Data provided —
** Start **

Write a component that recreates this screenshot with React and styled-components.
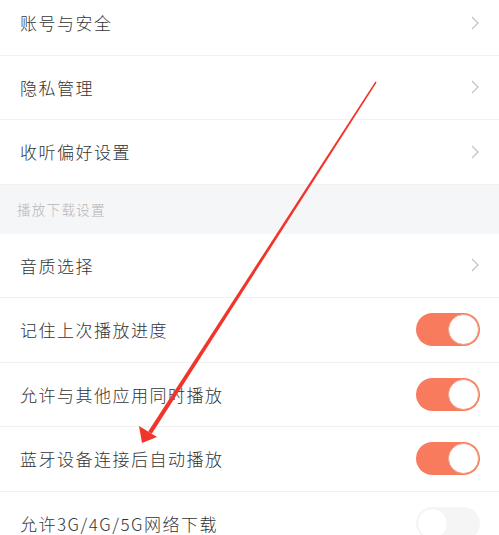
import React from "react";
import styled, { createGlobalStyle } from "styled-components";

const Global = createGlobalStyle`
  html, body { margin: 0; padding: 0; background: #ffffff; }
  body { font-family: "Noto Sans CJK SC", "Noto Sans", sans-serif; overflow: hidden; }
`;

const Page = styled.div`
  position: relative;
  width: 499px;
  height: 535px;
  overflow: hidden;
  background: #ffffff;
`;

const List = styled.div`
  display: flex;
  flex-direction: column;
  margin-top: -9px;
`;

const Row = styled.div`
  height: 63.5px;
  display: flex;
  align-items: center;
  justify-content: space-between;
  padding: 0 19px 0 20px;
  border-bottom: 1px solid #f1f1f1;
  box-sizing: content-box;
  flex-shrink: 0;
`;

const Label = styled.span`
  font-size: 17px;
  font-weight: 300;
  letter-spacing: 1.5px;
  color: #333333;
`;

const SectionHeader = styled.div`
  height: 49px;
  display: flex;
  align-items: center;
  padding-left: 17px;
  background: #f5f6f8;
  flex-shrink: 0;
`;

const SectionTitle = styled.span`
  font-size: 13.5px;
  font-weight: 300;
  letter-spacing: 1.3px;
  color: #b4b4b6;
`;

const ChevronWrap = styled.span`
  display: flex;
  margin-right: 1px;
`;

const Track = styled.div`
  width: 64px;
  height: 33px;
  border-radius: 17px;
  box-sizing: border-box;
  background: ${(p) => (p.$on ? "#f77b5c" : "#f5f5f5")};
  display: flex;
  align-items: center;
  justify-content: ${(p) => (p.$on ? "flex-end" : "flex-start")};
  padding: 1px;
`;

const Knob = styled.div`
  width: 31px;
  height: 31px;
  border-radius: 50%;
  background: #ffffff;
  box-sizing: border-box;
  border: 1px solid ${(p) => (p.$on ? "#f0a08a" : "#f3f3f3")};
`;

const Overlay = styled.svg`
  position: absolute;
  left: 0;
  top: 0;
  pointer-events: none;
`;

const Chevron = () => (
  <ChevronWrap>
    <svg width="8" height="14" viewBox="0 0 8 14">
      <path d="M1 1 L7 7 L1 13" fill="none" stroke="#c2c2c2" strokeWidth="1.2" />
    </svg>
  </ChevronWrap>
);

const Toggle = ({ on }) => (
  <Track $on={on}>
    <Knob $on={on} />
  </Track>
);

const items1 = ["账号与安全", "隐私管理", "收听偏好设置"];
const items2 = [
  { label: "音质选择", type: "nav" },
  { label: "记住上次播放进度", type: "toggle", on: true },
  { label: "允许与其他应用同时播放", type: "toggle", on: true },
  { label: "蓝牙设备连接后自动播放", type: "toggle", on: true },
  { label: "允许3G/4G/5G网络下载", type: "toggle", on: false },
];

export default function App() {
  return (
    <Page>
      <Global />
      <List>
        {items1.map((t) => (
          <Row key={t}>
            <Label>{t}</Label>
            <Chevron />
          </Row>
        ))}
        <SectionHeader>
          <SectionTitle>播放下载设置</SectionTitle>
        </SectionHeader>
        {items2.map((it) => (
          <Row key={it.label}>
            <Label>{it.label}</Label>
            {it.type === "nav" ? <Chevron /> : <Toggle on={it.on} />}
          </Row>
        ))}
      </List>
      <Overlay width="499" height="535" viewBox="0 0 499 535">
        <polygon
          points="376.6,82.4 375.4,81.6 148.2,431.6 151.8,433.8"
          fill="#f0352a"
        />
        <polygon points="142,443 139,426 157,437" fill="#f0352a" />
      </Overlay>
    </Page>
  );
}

** End **

Aim of the task — Transcribe the material exactly, keeping every word and none of the pictures.

Result —
Write a component that recreates this screenshot with React and styled-components.
import React from "react";
import styled, { createGlobalStyle } from "styled-components";

const Global = createGlobalStyle`
  html, body { margin: 0; padding: 0; background: #ffffff; }
  body { font-family: "Noto Sans CJK SC", "Noto Sans", sans-serif; overflow: hidden; }
`;

const Page = styled.div`
  position: relative;
  width: 499px;
  height: 535px;
  overflow: hidden;
  background: #ffffff;
`;

const List = styled.div`
  display: flex;
  flex-direction: column;
  margin-top: -9px;
`;

const Row = styled.div`
  height: 63.5px;
  display: flex;
  align-items: center;
  justify-content: space-between;
  padding: 0 19px 0 20px;
  border-bottom: 1px solid #f1f1f1;
  box-sizing: content-box;
  flex-shrink: 0;
`;

const Label = styled.span`
  font-size: 17px;
  font-weight: 300;
  letter-spacing: 1.5px;
  color: #333333;
`;

const SectionHeader = styled.div`
  height: 49px;
  display: flex;
  align-items: center;
  padding-left: 17px;
  background: #f5f6f8;
  flex-shrink: 0;
`;

const SectionTitle = styled.span`
  font-size: 13.5px;
  font-weight: 300;
  letter-spacing: 1.3px;
  color: #b4b4b6;
`;

const ChevronWrap = styled.span`
  display: flex;
  margin-right: 1px;
`;

const Track = styled.div`
  width: 64px;
  height: 33px;
  border-radius: 17px;
  box-sizing: border-box;
  background: ${(p) => (p.$on ? "#f77b5c" : "#f5f5f5")};
  display: flex;
  align-items: center;
  justify-content: ${(p) => (p.$on ? "flex-end" : "flex-start")};
  padding: 1px;
`;

const Knob = styled.div`
  width: 31px;
  height: 31px;
  border-radius: 50%;
  background: #ffffff;
  box-sizing: border-box;
  border: 1px solid ${(p) => (p.$on ? "#f0a08a" : "#f3f3f3")};
`;

const Overlay = styled.svg`
  position: absolute;
  left: 0;
  top: 0;
  pointer-events: none;
`;

const Chevron = () => (
  <ChevronWrap>
    <svg width="8" height="14" viewBox="0 0 8 14">
      <path d="M1 1 L7 7 L1 13" fill="none" stroke="#c2c2c2" strokeWidth="1.2" />
    </svg>
  </ChevronWrap>
);

const Toggle = ({ on }) => (
  <Track $on={on}>
    <Knob $on={on} />
  </Track>
);

const items1 = ["账号与安全", "隐私管理", "收听偏好设置"];
const items2 = [
  { label: "音质选择", type: "nav" },
  { label: "记住上次播放进度", type: "toggle", on: true },
  { label: "允许与其他应用同时播放", type: "toggle", on: true },
  { label: "蓝牙设备连接后自动播放", type: "toggle", on: true },
  { label: "允许3G/4G/5G网络下载", type: "toggle", on: false },
];

export default function App() {
  return (
    <Page>
      <Global />
      <List>
        {items1.map((t) => (
          <Row key={t}>
            <Label>{t}</Label>
            <Chevron />
          </Row>
        ))}
        <SectionHeader>
          <SectionTitle>播放下载设置</SectionTitle>
        </SectionHeader>
        {items2.map((it) => (
          <Row key={it.label}>
            <Label>{it.label}</Label>
            {it.type === "nav" ? <Chevron /> : <Toggle on={it.on} />}
          </Row>
        ))}
      </List>
      <Overlay width="499" height="535" viewBox="0 0 499 535">
        <polygon
          points="376.6,82.4 375.4,81.6 148.2,431.6 151.8,433.8"
          fill="#f0352a"
        />
        <polygon points="142,443 139,426 157,437" fill="#f0352a" />
      </Overlay>
    </Page>
  );
}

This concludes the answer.